RELATIE SHANTYKOOR “DE IJSSELBOEI” EN HET WATER

Al tijdens de Merovingische tijd in de zevende eeuw was de IJssel al een belangrijke vaarweg op de kruising van een aantal handelswegen van de lage landen aan de zee, naar het Duitse achterland.
Tussen Brummen en Bronkhorst wordt door een pontveer de verbinding onderhouden tussen Veluwe en Achterhoek. Ook het in 1866 gegraven kanaal tussen Hattem en Dieren mondde zowel bij Hattem als bij Dieren uit in deze IJssel.
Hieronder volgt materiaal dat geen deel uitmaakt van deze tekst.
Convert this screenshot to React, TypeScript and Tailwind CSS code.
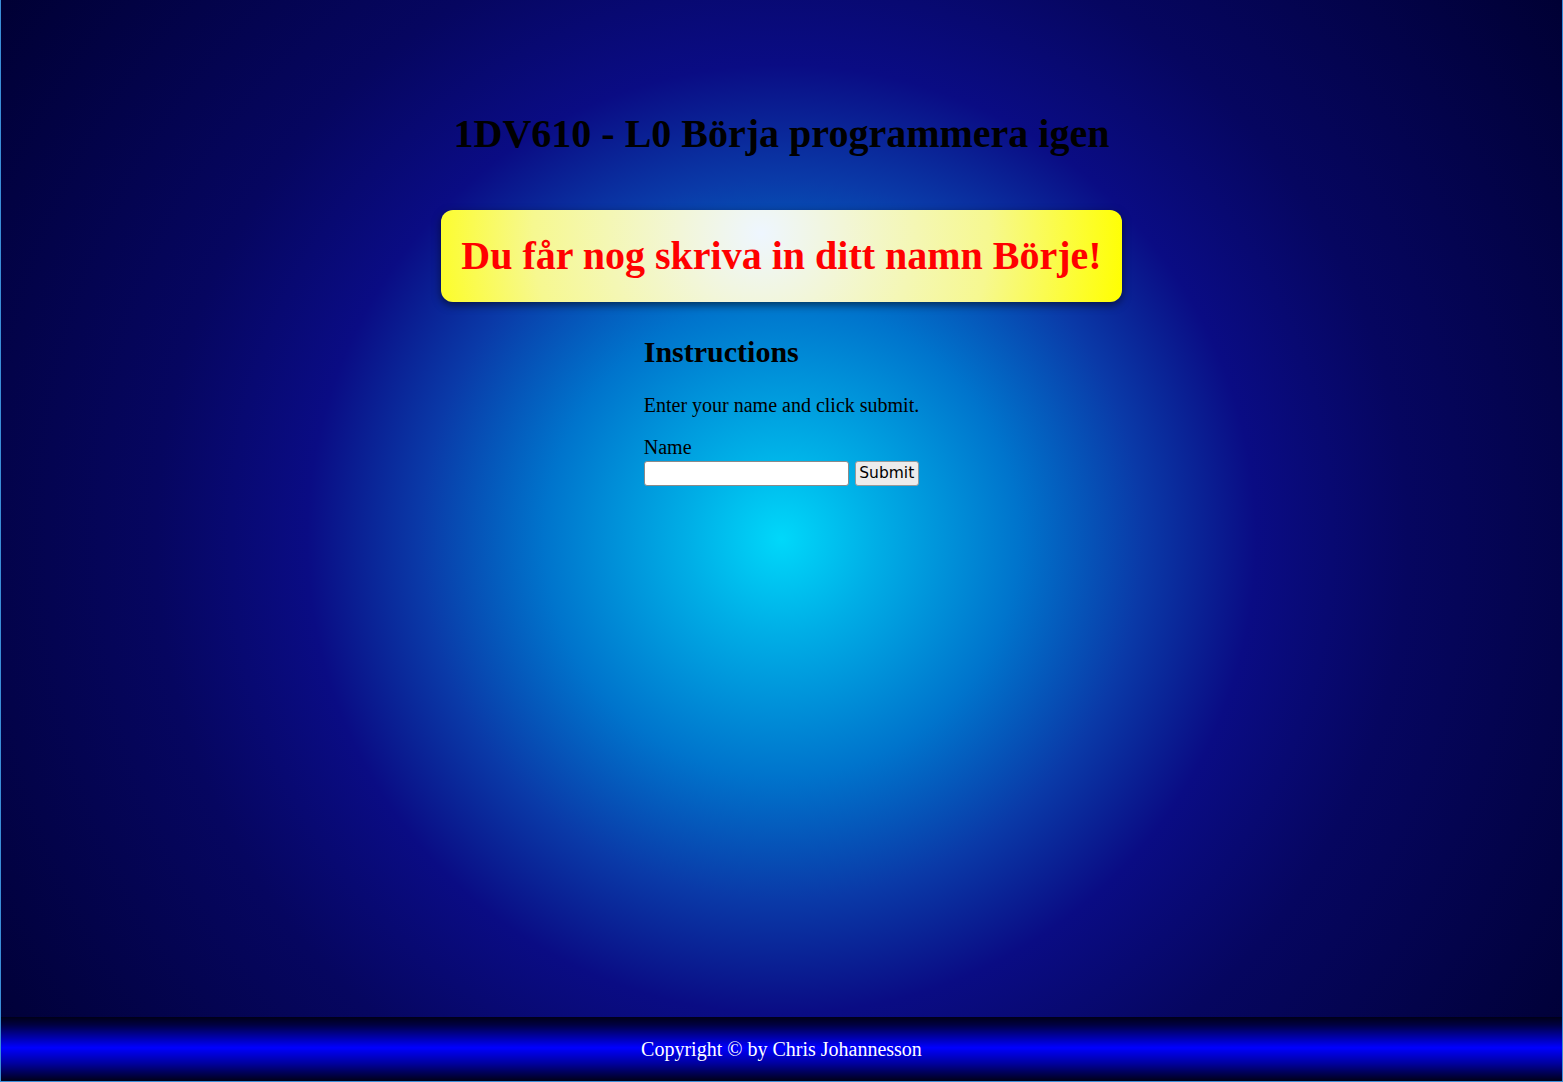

Het kanaal was in eerste instantie bedoeld om Apeldoorn economisch naar grotere hoogte te brengen en was gegraven op de overgang van het Veluwemassief naar de IJselvallei.
Dagelijks voeren beurtschippers over de historische waterweg door een zestal gemeenten. Bekendheid kreeg de waterweg ook door de wekelijkse afvaart naar Amsterdam, een veertiendaagse beurtdienst met Rotterdam en een wekelijkse trekschuitverbinding met Zwolle. Kort na de Tweede Wereldoorlog nam het belang van het kanaal af, onder meer door de aanleg van de spoorlijn Hattem-Apeldoorn-Dieren. Het ging toen snel bergafwaarts met de beurtvaart. Sinds 1972 varen er geen boten meer over het kanaal.
De 125 kilometer lange IJssel stroomt van de Rijn (bij Westervoort) naar het Ketelmeer/IJsselmeer. Waarschijnlijk is de IJssel ontstaan rond het jaar 12 vóór Christus toen de Romeinse veldheer Drusus de Rijn met de Oude IJssel verbond via een kanaal dat Fossa Drusiana werd genoemd.

Dat is de huidige bovenloop van de IJssel. De Romeinen groeven dit kanaal omdat zij destijds hun grenzen wilden verleggen van de Rijn naar de Elbe (wat niet gelukt is). Zij wilden Fossa Drusiana gebruiken om met boten naar het Flevo Lacus (een meer op de plaats van het huidige IJsselmeer en Flevoland) te kunnen varen.
De oude naam van de IJssel was “Isala”, afgeleid van de Salische Franken of Saliërs, een belangrijk Germaans stammenverbond dat aan de oostzijde van de IJssel in reactie op de macht van het Romeinse Rijk ontstond. Met de toetreding van 13 Nederlandse steden tot de Hanze in de 15e eeuw, nam de IJssel bovendien een belangrijke plaats in op de Hanzeroute te water. De handel in West- en Noord Europa was snel gegroeid als gevolg van betere landbouw- en productiemethoden en intensiever gebruik van natuurlijke energiebronnen. Er ontstond steeds meer behoefte aan deze grondstoffen en aan een afzetgebied voor vervaardigde producten.